Performance Analysis of Electro‐Hydraulic Actuation System Using Multi‐Domain Physics‐Based Modeling

Abstract

AbstractMulti‐domain physics‐based modeling is a versatile technique in the discipline of numerical modeling to solve engineering problems and it is an essential tool for predicting and simulating the multi‐domain physics behavior of interacting complex engineering systems [1]. But most of the modern‐day engineering systems are quite complex and developing physics‐based models of these systems needs critical domain expertise from various fields of physics and engineering. The complex nature of these systems makes it challenging and time‐consuming to develop high‐fidelity physics‐based models. Hence the data‐driven or hybrid approaches are still being extensively used in many industries despite their limited usability and scalability, unlike the physics‐based models.

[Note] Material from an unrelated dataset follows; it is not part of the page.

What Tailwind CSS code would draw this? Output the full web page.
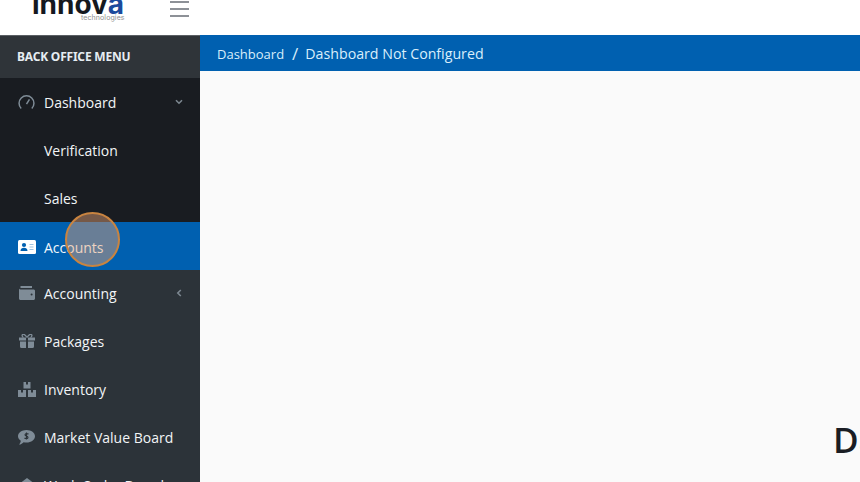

Though the COTS tools like SIMSCAPE, DYMOLA, etc. are providing readily available foundational blocks for physics‐based modeling they are not always sufficient to represent the custom component designs that made up these complex systems. Hence this paper recommends the development of physics‐based component models that can be re‐used. These component models when developed like modular blocks can improve the re‐usability during system model development. This can reduce the dependency on the critical domain expertise of the engineers. While emphasizing the importance of physics‐based modeling techniques this paper presents how this approach can enable the fault injection into system models and help identification of reasons for faults like pressure oscillations on an Electro‐Hydraulic Actuation System.